The findings are based on a new study titled Violence at Work (third edition) by Vittorio Di Martino, described on the ILO web site as “an international expert on stress and workplace violence,” and Duncan Chappell, “past president of the New South Wales Mental Health Review, Australia, and the Commonwealth Secretariat Arbitral Tribunal, United Kingdom.”

Here’s some small comfort, from the same research:

In the United States, however, where homicide is the third-leading cause of death at work, the number of workplace murders has declined in recent years, with a similar trend for non-fatal assaults. The report says women represent approximately 61 percent of all victimized workers because of their concentration in jobs considered high-risk for assault.
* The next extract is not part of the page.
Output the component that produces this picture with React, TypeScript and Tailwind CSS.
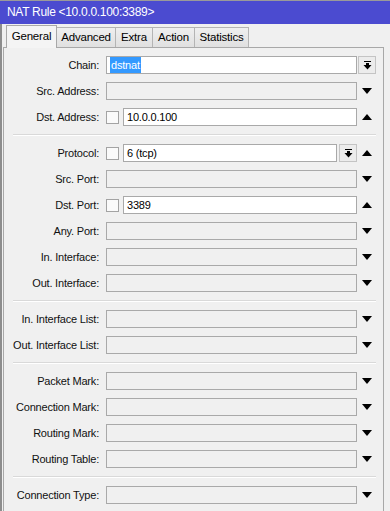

A review of the headlines doesn’t make me feel much safer. Here’s a history of murderous incidents, courtesy of The Guardian of the U.K.:

October 1991 Previously, the worst mass shooting had been when George Hennard drove his pickup to Luby’s cafeteria in Killeen, Texas, then shot dead 23 people and himself.

July 1984 Some 21 people were killed when a 41-year-old opened fire at a McDonald’s restaurant in San Diego. He was shot by police.

August 1966 A gunman holed up in a clocktower at the University of Texas campus in Austin killed 15 people before being shot by police. Prior to yesterday, this was the worst campus shooting in US history.

August 1986 A former postal worker entered a post office in Oklahoma, and shot 14 workers before killing himself.

February 1983 Three men shot dead 14 people in the Wah Mee club in Seattle’s Chinatown.

April 1999 The most notorious campus shooting of modern times: two students at Columbine high school in Littleton, Colorado, killed 12 students and a teacher before killing themselves.

March 2005 A student at Red Lake high school in Minnesota killed five students, a teacher, a security guard, and then himself. Before school he had shot dead his grandfather and grandfather’s companion.

July 1993 A businessman, 55, entered a law office in San Francisco and shot dead eight people, then himself.

February 1988 An ex-employee returned to his laboratory in Sunnyvale, California, and killed seven people, and injured three – including a woman he had been stalking.

January 2006 A woman killed seven people then herself at her former postal workplace in Goleta, California.

March 2006 A loner shot six people at party in Seattle, then himself.